What a Hogan/Lovells Merger Would Mean

Posted by Aric Press

If Hogan & Hartson, the Washington giant, and Lovells, the most global of the leading U.K. firms, consummate their merger talks, the new entity has the potential for a name out of Harry Potter--Hogells--and a chance to remake a corner of the Big Law marketplace. It would be the first major transatlantic merger of globally oriented equals. It would be the first transatlantic deal that would be built, in significant part, on the strength of its combined litigation practices. It would be the first deal of its sort that didn't pretend to offer entrée into the New York capital markets. And it would be a sign that while the Magic Circle and most financially elite New York firms continue to insist on their independent futures, firms just one step behind can see a future where a combination is greater than the sum of their parts.

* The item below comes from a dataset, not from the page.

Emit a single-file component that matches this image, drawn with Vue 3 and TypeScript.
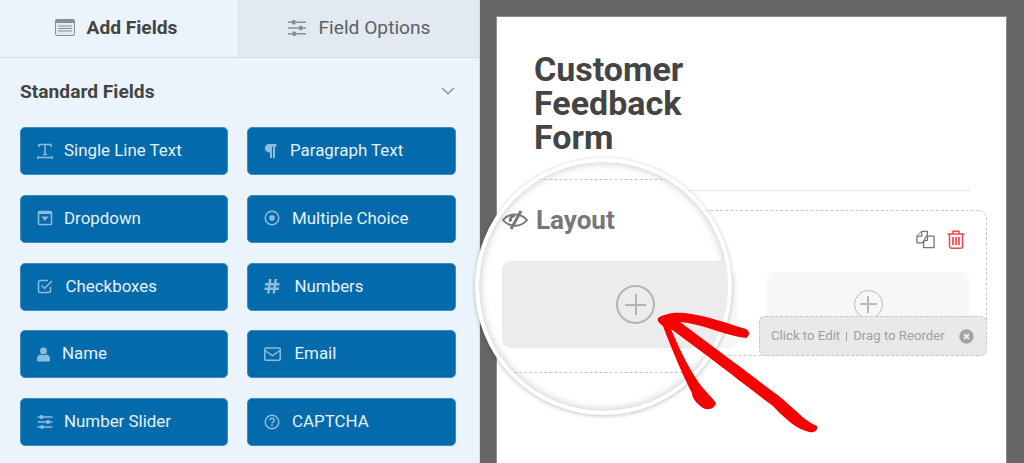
<script setup lang="ts">
interface Field {
  label: string;
  iconW: number; // width of the slot before the label, they differ per icon
  stroke?: string[];
  fill?: string[];
}

const fields: Field[] = [
  {
    label: "Single Line Text",
    iconW: 27.5,
    stroke: ["M2 4V1.5H14V4", "M8 1.5V11.5", "M6 11.5H10", "M1 14.5H15", "M1 13V16", "M15 13V16"],
  },
  { label: "Paragraph Text", iconW: 26.5, fill: ["M5 1H12.5V3.5H11V15H9V3.5H8V15H6V9.5C3 9.5 .8 8 .8 5.3S3 1 5 1Z"] },
  {
    label: "Dropdown",
    iconW: 27.5,
    stroke: ["M2.5 1.5H13.5A1 1 0 0 1 14.5 2.5V13.5A1 1 0 0 1 13.5 14.5H2.5A1 1 0 0 1 1.5 13.5V2.5A1 1 0 0 1 2.5 1.5Z"],
    fill: ["M1.5 2H14.5V4H1.5Z", "M4.5 6.5H11.5L8 11Z"],
  },
  {
    label: "Multiple Choice",
    iconW: 28.5,
    stroke: ["M8 1.2A6.8 6.8 0 1 1 8 14.8A6.8 6.8 0 1 1 8 1.2Z"],
    fill: ["M8 5.2A2.8 2.8 0 1 1 8 10.8A2.8 2.8 0 1 1 8 5.2Z"],
  },
  {
    label: "Checkboxes",
    iconW: 29,
    stroke: ["M13.5 9V13A1.5 1.5 0 0 1 12 14.5H3A1.5 1.5 0 0 1 1.5 13V4A1.5 1.5 0 0 1 3 2.5H11", "M4.5 7.5L7.5 10.5L15 3"],
  },
  {
    label: "Numbers",
    iconW: 31,
    fill: ["M5 1H7.5L7 5H10L10.5 1H13L12.5 5H15.5V7.5H12.2L11.9 9.5H15V12H11.5L11 15.5H8.5L9 12H6L5.5 15.5H3L3.5 12H.5V9.5H3.8L4.1 7.5H1V5H4.5ZM6.6 7.5L6.3 9.5H9.3L9.6 7.5Z"],
  },
  {
    label: "Name",
    iconW: 25.5,
    fill: ["M6.5 1.5A3.4 3.4 0 1 1 6.5 8.3A3.4 3.4 0 1 1 6.5 1.5Z", "M3 8.6C5 9.6 8 9.6 10 8.6C12 9.2 13 11 13 13V14A1.5 1.5 0 0 1 11.5 15.5H1.5A1.5 1.5 0 0 1 0 14V13C0 11 1 9.2 3 8.6Z"],
  },
  {
    label: "Email",
    iconW: 31,
    stroke: ["M2 2H15A1.2 1.2 0 0 1 16.2 3.2V13A1.2 1.2 0 0 1 15 14.2H2A1.2 1.2 0 0 1 .8 13V3.2A1.2 1.2 0 0 1 2 2Z", "M1 4.5L8.5 9.5L16 4.5"],
  },
  {
    label: "Number Slider",
    iconW: 27.5,
    stroke: ["M.5 3H15.5", "M.5 8H15.5", "M.5 13H15.5"],
    fill: ["M3 1.2H6V4.8H3Z", "M9.5 6.2H12.5V9.8H9.5Z", "M3.5 11.2H6.5V14.8H3.5Z"],
  },
  {
    label: "CAPTCHA",
    iconW: 28.5,
    stroke: ["M8 1.2A6.8 6.8 0 1 1 8 14.8A6.8 6.8 0 1 1 8 1.2Z", "M5.9 6.2C5.9 3.6 10.2 3.6 10.2 6.2C10.2 7.9 8 7.7 8 9.6"],
    fill: ["M7.1 10.6H8.9V12.2H7.1Z"],
  },
];
</script>

<template>
  <div class="page">
    <aside class="panel">
      <div class="tabs">
        <div class="tab active">
          <svg class="tab-icon" width="20" height="17" viewBox="0 0 20 17">
            <rect x="0.5" y="0.5" width="19" height="16" rx="1.5" fill="#e4e9ef" stroke="#8a8f94" />
            <rect x="0.5" y="0.5" width="19" height="3.5" fill="#8a8f94" />
            <path d="M3 7H17M3 9.5H17M3 12H17" stroke="#8a8f94" stroke-width="1.2" />
          </svg>
          <span>Add Fields</span>
        </div>
        <div class="tab">
          <svg class="tab-icon" width="18" height="18" viewBox="0 0 18 18" fill="#8a8f94">
            <path d="M0 2.5H18V4H0ZM0 8.2H18V9.7H0ZM0 14H18V15.5H0Z" />
            <rect x="4" y="1" width="3.5" height="4.5" rx="1" />
            <rect x="11" y="6.8" width="3.5" height="4.5" rx="1" />
            <rect x="4.5" y="12.5" width="3.5" height="4.5" rx="1" />
          </svg>
          <span>Field Options</span>
        </div>
      </div>

      <div class="section-head">
        <h2>Standard Fields</h2>
        <svg width="14" height="8" viewBox="0 0 14 8" fill="none" stroke="#8f959b" stroke-width="1.5">
          <path d="M.8 .8L7 6.8L13.2 .8" />
        </svg>
      </div>

      <div class="field-grid">
        <button v-for="f in fields" :key="f.label" class="field-btn">
          <span class="field-icon" :style="{ width: f.iconW + 'px' }">
            <svg width="17" height="17" viewBox="0 0 17 17">
              <path v-for="d in f.stroke" :key="d" :d="d" fill="none" stroke="#8dbcdc" stroke-width="1.5" />
              <path v-for="d in f.fill" :key="d" :d="d" fill="#8dbcdc" />
            </svg>
          </span>
          <span class="field-label">{{ f.label }}</span>
        </button>
      </div>
    </aside>

    <main class="stage">
      <div class="form">
        <h1>Customer<br />Feedback<br />Form</h1>
        <hr />
        <section class="layout-box">
          <div class="layout-actions">
            <svg width="19" height="19" viewBox="0 0 20 19" fill="#fff" stroke="#777" stroke-width="1.4" stroke-linejoin="round">
              <path d="M6 1H12V6H11L7 13H1V6Z" />
              <path d="M6 1V6H1" />
              <path d="M12 6H19V18H8V13L11 6Z" />
              <path d="M12 6V10.5H8.5" />
            </svg>
            <svg width="18" height="19" viewBox="0 0 18 19" fill="none" stroke="#f4444c" stroke-width="1.5">
              <path d="M.5 4H17.5M6 4V1.2H12V4" />
              <path d="M2.5 4V16.5A1.8 1.8 0 0 0 4.3 18.2H13.7A1.8 1.8 0 0 0 15.5 16.5V4" />
              <path d="M6 7V15M9 7V15M12 7V15" stroke-width="1.7" />
            </svg>
          </div>
          <div class="columns">
            <div class="col">
              <span class="plus"></span>
            </div>
            <div class="col">
              <span class="plus"></span>
            </div>
          </div>
          <div class="hover-tip">
            <span>Click to Edit</span>
            <i></i>
            <span>Drag to Reorder</span>
            <svg width="15" height="15" viewBox="0 0 15 15">
              <circle cx="7.5" cy="7.5" r="7.2" fill="#a3a3a3" />
              <path d="M5 5L10 10M10 5L5 10" stroke="#ececec" stroke-width="2" />
            </svg>
          </div>
        </section>
      </div>
    </main>

    <!-- magnifier over the form -->
    <div class="lens">
      <div class="lens-field">
        <div class="lens-title">
          <svg width="26" height="20" viewBox="0 0 26 20" fill="none" stroke="#777" stroke-width="2">
            <path d="M1 10C7 2.5 19 2.5 25 10C19 17.5 7 17.5 1 10Z" />
            <path d="M13 5.5A4.5 4.5 0 0 0 8.6 11.5" stroke-width="3" />
            <path d="M19 1L9 19" stroke-width="3" />
          </svg>
          <span>Layout</span>
        </div>
        <div class="lens-col">
          <span class="plus big"></span>
        </div>
      </div>
    </div>

    <svg class="arrow" width="1024" height="463" viewBox="0 0 1024 463" fill="#f60000">
      <path d="M658 318C664 314 674 312 684 313C704 315 726 323 746 329C750 331 750 336 746 338C728 336 706 326 688 323L680 322C704 340 738 365 772 391C780 396 788 404 796 411C804 419 812 424 817 426C818 430 815 433 809 432C797 429 786 420 773 406C762 398 720 365 671 329C678 346 687 365 697 380C701 387 711 396 716 403C715 408 709 411 703 408C696 403 692 398 692 393C684 378 672 350 663 326C659 323 657 321 658 318Z" />
    </svg>
  </div>
</template>

<style>
html,
body {
  margin: 0;
  background: #666;
}
</style>

<style scoped>
.page {
  position: relative;
  display: flex;
  width: 1024px;
  height: 463px;
  overflow: hidden;
  font-family: Roboto, "Liberation Sans", sans-serif;
}
.panel {
  width: 480px;
  flex: none;
  box-sizing: border-box;
  background: #ebf3fc;
  border-right: 1px solid #d6dde4;
}
.tabs {
  display: flex;
  height: 58px;
  box-sizing: border-box;
  border-bottom: 1px solid #d5dbe2;
}
.tab {
  flex: 1;
  display: flex;
  align-items: center;
  justify-content: center;
  gap: 12px;
  padding: 0 0 2px 1px;
  font-size: 19.2px;
  color: #5d6166;
  background: #e2e9f1;
  border-left: 1px solid #d5dbe2;
}
.tab.active {
  flex: none;
  width: 238px;
  box-sizing: border-box;
  padding: 0 6px 2px 0;
  font-weight: 700;
  color: #444;
  background: #ebf3fc;
  border-left: 0;
}
.section-head {
  display: flex;
  align-items: center;
  justify-content: space-between;
  padding: 22px 24px 0 20px;
  height: 22px;
}
.section-head h2 {
  margin: 0;
  font-size: 19.2px;
  font-weight: 700;
  color: #444;
}
.field-grid {
  display: grid;
  grid-template-columns: 208px 208.5px;
  column-gap: 19px;
  row-gap: 19.75px;
  padding: 25px 0 0 20px;
}
.field-btn {
  display: flex;
  align-items: center;
  height: 48px;
  padding: 0 0 2px 15.5px;
  border: 1px solid #3d8dc2;
  border-radius: 5px;
  background: #036aab;
  color: #e6f1f9;
  font: 400 16.9px Roboto, "Liberation Sans", sans-serif;
  box-sizing: border-box;
}
.field-icon {
  display: flex;
  flex: none;
  margin-top: 2px;
}
.stage {
  flex: 1;
  padding: 17px 18px 0 17px;
  background: #666;
  min-width: 0;
}
.form {
  height: 100%;
  box-sizing: border-box;
  padding: 35px 36px 0 37px;
  background: #fff;
  outline: 1px solid #8e8e8e;
}
h1 {
  margin: 0;
  font-size: 34px;
  line-height: 34px;
  font-weight: 700;
  color: #444;
}
hr {
  margin: 36px 0 18px;
  border: 0;
  border-top: 1px solid #e4e4e4;
}
.layout-box {
  position: relative;
  top: 1px;
  margin: 0 -17px;
  height: 146px;
  box-sizing: border-box;
  border: 1px dashed #c8c8c8;
  border-radius: 8px;
  padding: 19px 17px 0 19px;
}
.layout-actions {
  display: flex;
  justify-content: flex-end;
  gap: 12px;
  height: 42px;
  padding-right: 4px;
}
.columns {
  display: grid;
  grid-template-columns: 200px 202px;
  column-gap: 30px;
  justify-content: end;
}
.col {
  display: flex;
  align-items: center;
  justify-content: center;
  height: 76px;
  background: #f7f7f7;
  border-radius: 8px;
  padding-bottom: 12px;
  box-sizing: border-box;
}
.plus {
  position: relative;
  display: block;
  width: 29px;
  height: 29px;
  box-sizing: border-box;
  border: 1.5px solid #bbb;
  border-radius: 50%;
}
.plus::before,
.plus::after {
  content: "";
  position: absolute;
  background: #bbb;
}
.plus::before {
  left: 5px;
  right: 5px;
  top: calc(50% - 0.75px);
  height: 1.5px;
}
.plus::after {
  top: 5px;
  bottom: 5px;
  left: calc(50% - 0.75px);
  width: 1.5px;
}
.plus.big {
  width: 39px;
  height: 39px;
  border-width: 2px;
  border-color: #b4b4b4;
}
.plus.big::before {
  left: 7px;
  right: 7px;
  top: calc(50% - 1px);
  height: 2px;
  background: #b4b4b4;
}
.plus.big::after {
  top: 7px;
  bottom: 7px;
  left: calc(50% - 1px);
  width: 2px;
  background: #b4b4b4;
}
.hover-tip {
  position: absolute;
  right: -1px;
  bottom: -1px;
  display: flex;
  align-items: center;
  width: 228px;
  height: 40px;
  box-sizing: border-box;
  padding: 0 12px 2px 11px;
  background: #e9e9e9;
  border: 1px dashed #c8c8c8;
  border-radius: 6px;
  color: #a0a0a0;
  font-size: 13.2px;
}
.hover-tip i {
  width: 1px;
  height: 9px;
  margin: 2px 6px 0;
  background: #a0a0a0;
}
.hover-tip svg {
  margin-left: auto;
  margin-top: 2px;
}
.lens {
  position: absolute;
  left: 475px;
  top: 158px;
  width: 257px;
  height: 257px;
  box-sizing: border-box;
  border: 4px solid #fff;
  border-radius: 50%;
  background: #fff;
  overflow: hidden;
  box-shadow: 0 1px 4px rgba(0, 0, 0, 0.25), inset 0 0 8px rgba(0, 0, 0, 0.25);
}
.lens-field {
  margin-top: 17px;
  height: 194px;
  box-sizing: border-box;
  border-top: 1.5px dashed #c4c4c4;
  border-bottom: 1.5px dashed #c4c4c4;
  padding: 0 0 0 23px;
}
.lens-title {
  display: flex;
  align-items: center;
  gap: 8px;
  height: 28px;
  margin-top: 26px;
  font-size: 26px;
  font-weight: 700;
  color: #777;
}
.lens-col {
  display: flex;
  align-items: center;
  justify-content: center;
  width: 267px;
  height: 87px;
  margin-top: 27px;
  border-radius: 9px;
  background: #ececec;
}
.arrow {
  position: absolute;
  left: 0;
  top: 0;
  pointer-events: none;
}
</style>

Assuming they merge as one partnership, the new entity would immediately become one of the ten largest firms in the world, both in terms of head count and revenue. It would offer remarkable global reach with roughly 1,400 lawyers based outside the two firms' historic home regions--the seventh largest contingent of overseas lawyers in our Global 100. In one stroke, Hogells would be bigger abroad than White & Case, the globally oriented giant that has spent most of a century building its worldwide network.

The new firm would be in an enviable position, but one that would not automatically catapult it out of its relative position. Based on past performance, unless the merger allowed the firm to move up the client food chain or sharply improve its margins, it would rank with Clifford Chance and White & Case, a long stride behind the most financially successful firms, but many levels ahead of most of the pack.

A review of our Global Leader Board chart makes the point. For all the undifferentiated talk about global strategies and reach, it turns out that the global legal market place is a highly stratified region. The Leader Board shows the results for the 47 firms on our Global 100--the top grossing firms in the world--that have at least ten percent of their lawyers working outside their home countries. By itself, that 47 is a surprising number. Essentially only four dozen megafirms are competing at any serious level on the global stage. Every firm of any consequence has global and/or transnational clients, of course, but no matter what their Web sites may say, the principal business of the other firms is domestic. (Even for many of these 47, the principal business is at home as well.)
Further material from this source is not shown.